Retype only what runs from the beginning of the data through the line with "string; level: number;"; please omit the pictures and keep every line exact.

◆ RECORDED INFORMATION ◆

****************************************

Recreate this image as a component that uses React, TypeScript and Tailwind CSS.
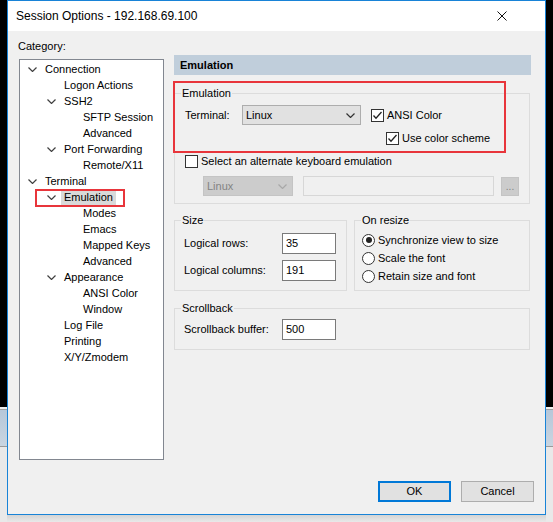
import React from "react";

const font = { fontFamily: '"Liberation Sans", Arial, sans-serif' };

type Node = { label: string; level: number; open?: boolean; selected?: boolean };

const TREE: Node[] = [
  { label: "Connection", level: 0, open: true },
  { label: "Logon Actions", level: 1 },
  { label: "SSH2", level: 1, open: true },
  { label: "SFTP Session", level: 2 },
  { label: "Advanced", level: 2 },
  { label: "Port Forwarding", level: 1, open: true },
  { label: "Remote/X11", level: 2 },
  { label: "Terminal", level: 0, open: true },
  { label: "Emulation", level: 1, open: true, selected: true },
  { label: "Modes", level: 2 },
  { label: "Emacs", level: 2 },
  { label: "Mapped Keys", level: 2 },
  { label: "Advanced", level: 2 },
  { label: "Appearance", level: 1, open: true },
  { label: "ANSI Color", level: 2 },
  { label: "Window", level: 2 },
  { label: "Log File", level: 1 },
  { label: "Printing", level: 1 },
  { label: "X/Y/Zmodem", level: 1 },
];

const INDENT = ["pl-0", "pl-[19px]", "pl-[38px]"];

function Chevron({ color = "#404040" }: { color?: string }) {
  return (
    <svg width="9" height="5" viewBox="0 0 9 5" className="block">
      <path d="M0.5 0.5 L4.5 4.5 L8.5 0.5" fill="none" stroke={color} strokeWidth="1.2" />
    </svg>
  );
}

function Checkbox({ checked }: { checked?: boolean }) {
  return (
    <span className="flex h-[13px] w-[13px] shrink-0 items-center justify-center border border-[#333333] bg-white">
      {checked && (
        <svg width="11" height="11" viewBox="0 0 11 11" className="block">
          <path d="M1.5 5.5 L4 8.2 L9.5 2" fill="none" stroke="#222222" strokeWidth="1.3" />
        </svg>
      )}
    </span>
  );
}

function Radio({ checked }: { checked?: boolean }) {
  return (
    <span className="flex h-[13px] w-[13px] shrink-0 items-center justify-center rounded-full border border-[#333333] bg-white">
      {checked && <span className="h-[6px] w-[6px] rounded-full bg-[#222222]" />}
    </span>
  );
}

function TextBox({ value }: { value: string }) {
  return (
    <div className="flex h-[21px] w-[54px] items-center border border-[#7a7a7a] bg-white pl-[3px] text-[11px]">
      {value}
    </div>
  );
}

function Strip() {
  return (
    <div className="flex h-full w-[7px] shrink-0 flex-col">
      <div className="h-[407px] bg-black" />
      <div className="h-[2px] bg-[#f0f0f0]" />
      <div className="h-[1px] bg-[#a0a0a0]" />
      <div className="h-[36px] bg-gradient-to-b from-[#b6c7d9] to-[#c9d5e1]" />
      <div className="h-[1px] bg-[#9a9a9a]" />
      <div className="flex-1 bg-[#e9e9e9]" />
    </div>
  );
}

export default function App() {
  return (
    <div className="flex h-[522px] w-[553px] overflow-hidden bg-[#e9e9e9] text-black" style={font}>
      <Strip />
      <div className="flex w-[539px] shrink-0 flex-col">
        <div className="relative flex h-[515px] flex-col border border-[#1883d7] bg-[#f0f0f0]">
          {/* Title bar */}
          <div className="flex h-[30px] shrink-0 items-center justify-between bg-white pl-[8px] pr-[38px]">
            <span className="text-[12px]">Session Options - 192.168.69.100</span>
            <svg width="10" height="10" viewBox="0 0 10 10" className="block">
              <path d="M0.5 0.5 L9.5 9.5 M9.5 0.5 L0.5 9.5" stroke="#111111" strokeWidth="1" />
            </svg>
          </div>

          <div className="flex flex-1 items-start pl-[11px] text-[11px]">
            {/* Category tree */}
            <div className="mt-[7px] w-[145px] shrink-0">
              <div className="-ml-[1px] h-[16px] leading-[16px]">Category:</div>
              <div className="mt-[5px] h-[401px] border border-[#828790] bg-white pt-[1px]">
                {TREE.map((n, i) => (
                  <div key={i} className={`flex h-[16px] items-center leading-[16px] ${INDENT[n.level]}`}>
                    <span className="flex w-[25px] shrink-0 pl-[8px]">{n.open && <Chevron />}</span>
                    <span className={n.selected ? "-ml-[3px] bg-[#d9d9d9] pl-[3px] pr-[3px]" : ""}>{n.label}</span>
                  </div>
                ))}
              </div>
            </div>

            {/* Right panel */}
            <div className="ml-[10px] mt-[24px] w-[357px]">
              <div className="h-[20px] bg-[#c0cedb] pl-[6px] text-[11px] font-bold leading-[20px]">Emulation</div>

              <fieldset className="mt-[10px] w-[356px] border border-[#dcdcdc] pb-[7px]">
                <legend className="ml-[6px] px-[1px] leading-[16px]">Emulation</legend>
                <div className="mt-[4px] flex h-[20px] items-center pl-[10px]">
                  <span className="w-[57px]">Terminal:</span>
                  <div className="flex h-[20px] w-[119px] items-center justify-between border border-[#adadad] bg-[#e1e1e1] pl-[3px] pr-[5px]">
                    <span>Linux</span>
                    <Chevron color="#333333" />
                  </div>
                  <span className="ml-[10px]">
                    <Checkbox checked />
                  </span>
                  <span className="ml-[3px]">ANSI Color</span>
                </div>
                <div className="mt-[3px] flex h-[20px] items-center pl-[211px]">
                  <Checkbox checked />
                  <span className="ml-[3px]">Use color scheme</span>
                </div>
                <div className="mt-[3px] flex h-[20px] items-center pl-[10px]">
                  <Checkbox />
                  <span className="ml-[3px]">Select an alternate keyboard emulation</span>
                </div>
                <div className="mt-[5px] flex h-[20px] items-center pl-[28px]">
                  <div className="flex h-[20px] w-[90px] items-center justify-between border border-[#c4c4c4] bg-[#cccccc] pl-[3px] pr-[5px] text-[#838383]">
                    <span>Linux</span>
                    <Chevron color="#a8a8a8" />
                  </div>
                  <div className="ml-[10px] h-[20px] w-[191px] border border-[#d7d7d7] bg-[#f0f0f0]" />
                  <div className="ml-[7px] flex h-[19px] w-[18px] items-end justify-center border border-[#c4c4c4] bg-[#cccccc] pb-[3px] text-[10px] leading-[10px] text-[#838383]">
                    ...
                  </div>
                </div>
              </fieldset>

              <div className="mt-[8px] flex w-[356px] gap-[7px]">
                <fieldset className="w-[173px] shrink-0 border border-[#dcdcdc] pb-[9px] pl-[9px]">
                  <legend className="-ml-[3px] px-[1px] leading-[16px]">Size</legend>
                  <div className="mt-[5px] flex h-[21px] items-center">
                    <span className="w-[98px]">Logical rows:</span>
                    <TextBox value="35" />
                  </div>
                  <div className="mt-[6px] flex h-[21px] items-center">
                    <span className="w-[98px]">Logical columns:</span>
                    <TextBox value="191" />
                  </div>
                </fieldset>
                <fieldset className="flex-1 border border-[#dcdcdc] pl-[7px]">
                  <legend className="-ml-[1px] px-[1px] leading-[16px]">On resize</legend>
                  <div className="mt-[3px] flex h-[18px] items-center">
                    <Radio checked />
                    <span className="ml-[3px]">Synchronize view to size</span>
                  </div>
                  <div className="flex h-[18px] items-center">
                    <Radio />
                    <span className="ml-[3px]">Scale the font</span>
                  </div>
                  <div className="flex h-[18px] items-center">
                    <Radio />
                    <span className="ml-[3px]">Retain size and font</span>
                  </div>
                </fieldset>
              </div>

              <fieldset className="mt-[9px] w-[356px] border border-[#dcdcdc] pb-[9px] pl-[9px]">
                <legend className="-ml-[3px] px-[1px] leading-[16px]">Scrollback</legend>
                <div className="mt-[3px] flex h-[21px] items-center">
                  <span className="w-[98px]">Scrollback buffer:</span>
                  <TextBox value="500" />
                </div>
              </fieldset>
            </div>
          </div>

          {/* Buttons */}
          <div className="flex justify-end gap-[10px] bg-[#f0f0f0] pb-[12px] pr-[11px] text-[11px]">
            <button className="h-[21px] w-[73px] border-2 border-[#0078d7] bg-[#e1e1e1]">OK</button>
            <button className="h-[21px] w-[73px] border border-[#adadad] bg-[#e1e1e1]">Cancel</button>
          </div>

          {/* Red annotation boxes */}
          <div className="pointer-events-none absolute left-[27px] top-[188px] h-[18px] w-[90px] border-2 border-[#e8353b]" />
          <div className="pointer-events-none absolute left-[165px] top-[80px] h-[72px] w-[333px] border-2 border-[#e8353b]" />
        </div>
        <div className="h-[7px] bg-gradient-to-b from-[#d4d4d4] to-[#e9e9e9]" />
      </div>
      <Strip />
    </div>
  );
}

****************************************

◆ RESPONSE TO THE TASK ◆
Recreate this image as a component that uses React, TypeScript and Tailwind CSS.
import React from "react";

const font = { fontFamily: '"Liberation Sans", Arial, sans-serif' };

type Node = { label: string; level: number; open?: boolean; selected?: boolean };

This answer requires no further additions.